Please note that when providing data on a monthly basis, and especially when analyzing trends among industries or series on a monthly basis, we are working with smaller numbers than in our quarterly report and accordingly the possibility of statistical anomalies increases.
Key Findings -
April valuation changes continued to be weaker than normal, but were mildly stronger than March.
• The percentage of up-rounds declined modestly from 72% in March to 70% in April, and both were lower than the 83% of financings that were up-rounds in 2019.
• Interestingly, the number of down-rounds also declined, from 16% in March to 12% in April, although both were higher than the 8% down-rounds in 2019.
• Accordingly, the percentage of flat rounds increased, to 18%, compared to 13% in March and 9% in 2019. This increase in flat rounds may be a signal that there were more rounds led by insiders.
• The Fenwick & West Venture Capital BarometerTM showed an average price increase of 60% in April from 42% in March, both below the 2019 average of 93%. The median price increase increased slightly, from 26% in March to 30% in April, again below the 60% median price increase seen in 2019.

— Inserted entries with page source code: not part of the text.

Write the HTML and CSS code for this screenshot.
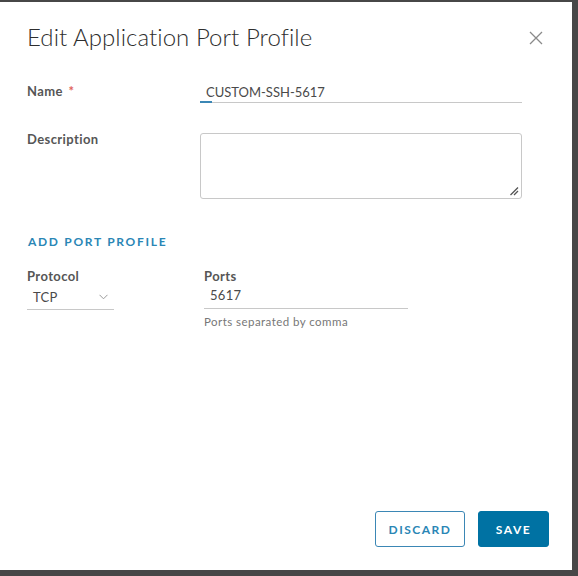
FILE: index.html
```html
<!DOCTYPE html>
<html>
<head>
<meta charset="utf-8">
<link rel="stylesheet" href="styles.css">
</head>
<body>
<div class="modal">
  <div class="header">
    <h1 class="title">Edit Application Port Profile</h1>
    <button class="close" aria-label="Close">
      <svg width="14" height="14" viewBox="0 0 14 14"><path d="M1 1 L13 13 M13 1 L1 13" stroke="#8a8a8a" stroke-width="1.3" fill="none"/></svg>
    </button>
  </div>
  <div class="body">
    <div class="row name-row">
      <label class="label">Name <span class="req">*</span></label>
      <div class="input-wrap">
        <div class="input-text">CUSTOM-SSH-5617</div>
        <div class="underline"><span class="focus"></span></div>
      </div>
    </div>
    <div class="row desc-row">
      <label class="label">Description</label>
      <div class="textarea">
        <svg class="grip" width="10" height="10" viewBox="0 0 10 10"><path d="M1.5 9 L9 1.5 M5 9 L9 5" stroke="#555" stroke-width="1.3" fill="none"/></svg>
      </div>
    </div>
    <div class="add-link">ADD PORT PROFILE</div>
    <div class="port-row">
      <div class="protocol">
        <div class="label">Protocol</div>
        <div class="select">
          <span>TCP</span>
          <svg width="9" height="6" viewBox="0 0 9 6"><path d="M0.5 0.8 L4.5 4.8 L8.5 0.8" stroke="#9a9a9a" stroke-width="1" fill="none"/></svg>
        </div>
      </div>
      <div class="ports">
        <div class="label">Ports</div>
        <div class="ports-input">5617</div>
        <div class="helper">Ports separated by comma</div>
      </div>
    </div>
  </div>
  <div class="footer">
    <button class="btn btn-outline">DISCARD</button>
    <button class="btn btn-primary">SAVE</button>
  </div>
</div>
</body>
</html>
```
FILE: styles.css
```css
html, body {
  margin: 0;
  padding: 0;
  background: #474747;
  width: 578px;
  height: 576px;
  overflow: hidden;
}
body {
  font-family: Lato, "Noto Sans", sans-serif;
  color: #565656;
}
.modal {
  margin-top: 2px;
  width: 572px;
  height: 568px;
  background: #fff;
  box-sizing: border-box;
  display: flex;
  flex-direction: column;
  position: relative;
}
.header {
  display: flex;
  align-items: center;
  justify-content: space-between;
  padding: 19px 29px 0 27px;
  height: 30px;
}
.title {
  margin: 0;
  font-weight: 300;
  font-size: 24px;
  color: #2e2e2e;
  letter-spacing: 0.05px;
}
.close {
  border: 0;
  background: none;
  padding: 0;
  width: 14px;
  height: 14px;
  display: flex;
  margin-top: 3px;
}
.body {
  padding: 0 27px;
  flex: 1;
}
.label {
  font-size: 13px;
  font-weight: 700;
  color: #565656;
  letter-spacing: 0.4px;
}
.req {
  color: #e0625a;
  font-weight: 700;
  margin-left: 2px;
}
.row {
  display: flex;
}
.row .label {
  width: 173px;
  flex: none;
}
.name-row {
  margin-top: 31px;
  align-items: flex-start;
}
.name-row .label {
  padding-top: 1px;
}
.input-wrap {
  width: 322px;
}
.input-text {
  font-size: 13px;
  color: #4a4a4a;
  padding-left: 6px;
  height: 20px;
  line-height: 20px;
}
.underline {
  height: 1px;
  background: #c8c8c8;
  position: relative;
}
.focus {
  position: absolute;
  left: 0;
  top: -1px;
  width: 12px;
  height: 2px;
  background: #3b87b5;
}
.desc-row {
  margin-top: 30px;
}
.desc-row .label {
  margin-top: -2px;
}
.textarea {
  width: 322px;
  height: 66px;
  box-sizing: border-box;
  border: 1px solid #c8c8c8;
  border-radius: 3px;
  position: relative;
}
.grip {
  position: absolute;
  right: 2px;
  bottom: 2px;
}
.add-link {
  margin-top: 35px;
  font-size: 12px;
  font-weight: 700;
  color: #2a86b5;
  letter-spacing: 1.7px;
  padding-left: 1px;
}
.port-row {
  display: flex;
  margin-top: 19px;
}
.protocol {
  width: 177px;
  flex: none;
}
.select {
  width: 87px;
  height: 26px;
  box-sizing: border-box;
  border-bottom: 1px solid #c8c8c8;
  display: flex;
  align-items: center;
  justify-content: space-between;
  padding: 0 6px 0 6px;
  font-size: 13px;
  color: #4a4a4a;
  letter-spacing: 0.3px;
}
.ports {
  width: 204px;
}
.ports-input {
  height: 25px;
  box-sizing: border-box;
  border-bottom: 1px solid #c8c8c8;
  padding-left: 6px;
  font-size: 13px;
  color: #4a4a4a;
  line-height: 22px;
  letter-spacing: 0.3px;
}
.helper {
  margin-top: 6px;
  font-size: 11.5px;
  color: #777;
  letter-spacing: 0.45px;
}
.footer {
  display: flex;
  justify-content: flex-end;
  gap: 13px;
  padding: 0 23px 23px 0;
}
.btn {
  height: 36px;
  box-sizing: border-box;
  border-radius: 3px;
  font-family: Lato, "Noto Sans", sans-serif;
  font-size: 12px;
  font-weight: 700;
  letter-spacing: 1.5px;
  padding: 0;
}
.btn-outline {
  width: 90px;
  background: #fff;
  border: 1px solid #3b87b5;
  color: #2a86b5;
}
.btn-primary {
  width: 71px;
  background: #0072a3;
  border: 1px solid #0072a3;
  color: #fff;
}
```
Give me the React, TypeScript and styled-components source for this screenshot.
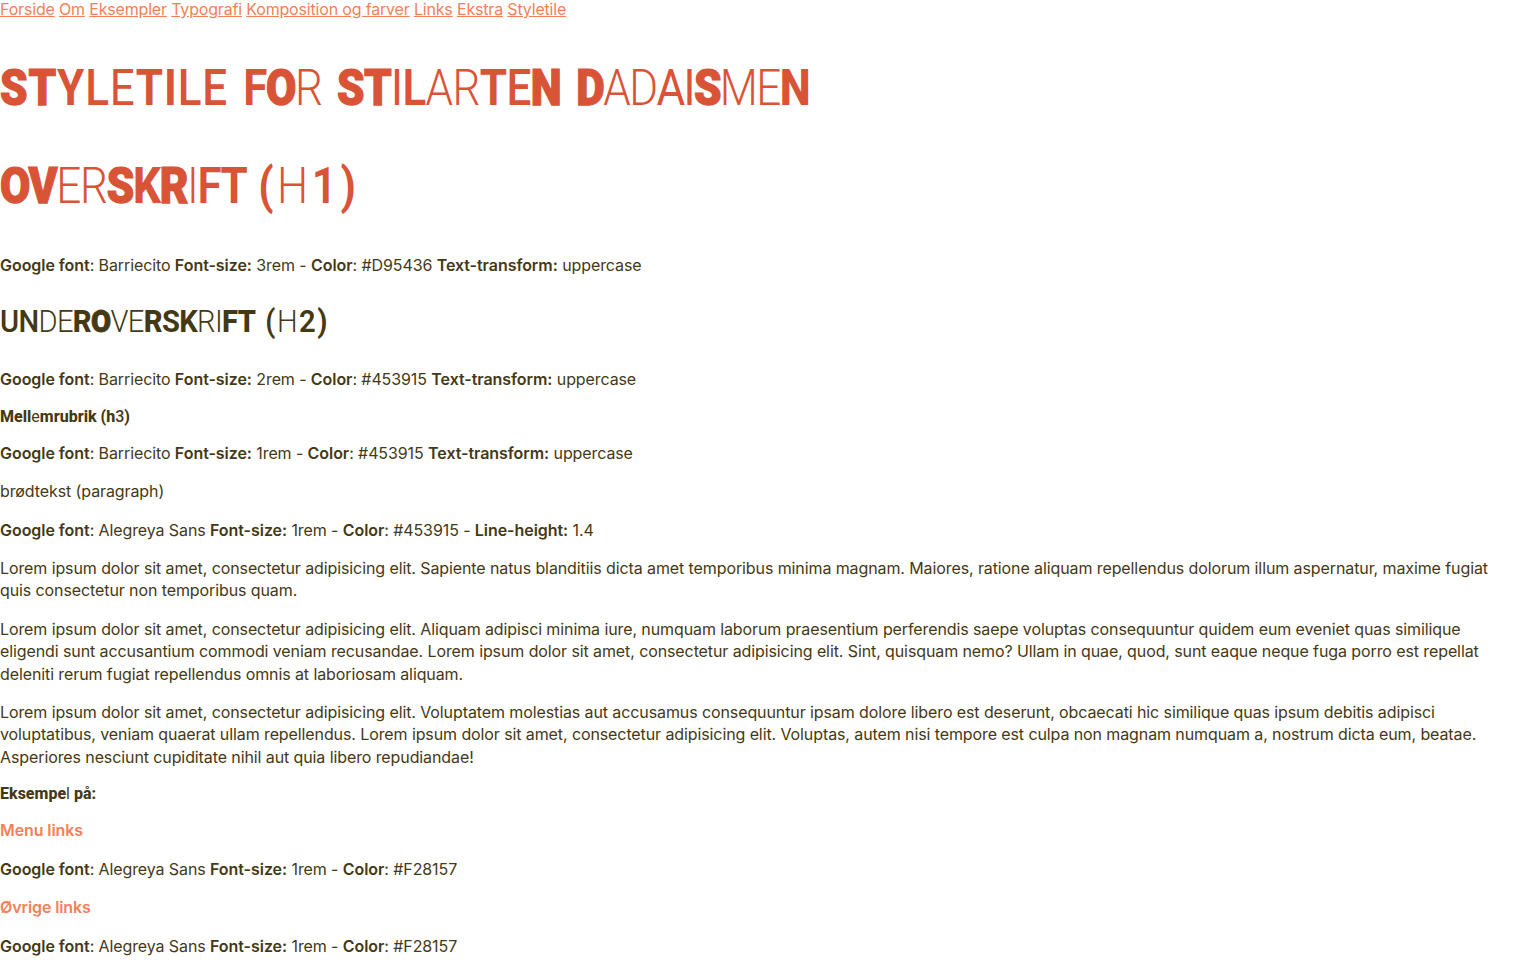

• Internet/new media and software were by far the strongest industries from a valuation increase perspective, with hardware showing the worst results.
Deal volume increased, and was consistent with 2019 monthly results.
• The number of deals increased from 54 in March to 64 in April. The average number of monthly deals in 2019 was 65.
Late-stage deals percentage increased.
• The percentage of Series D and E+ deals increased to 38% of all financings in April, an increase from 21% in March and the highest since August 2018 when Series D/E+ deals combined for 42% of all financings. That said, the average price increase for late-stage financings was only 26%, compared to 35% in March and 59% in 2019.
Life sciences deal volume stayed strong.
• The percentage of life sciences deals continued high at 25% of all financings, compared to 28% in March. During 2019 the percentage of life sciences deals was 14%.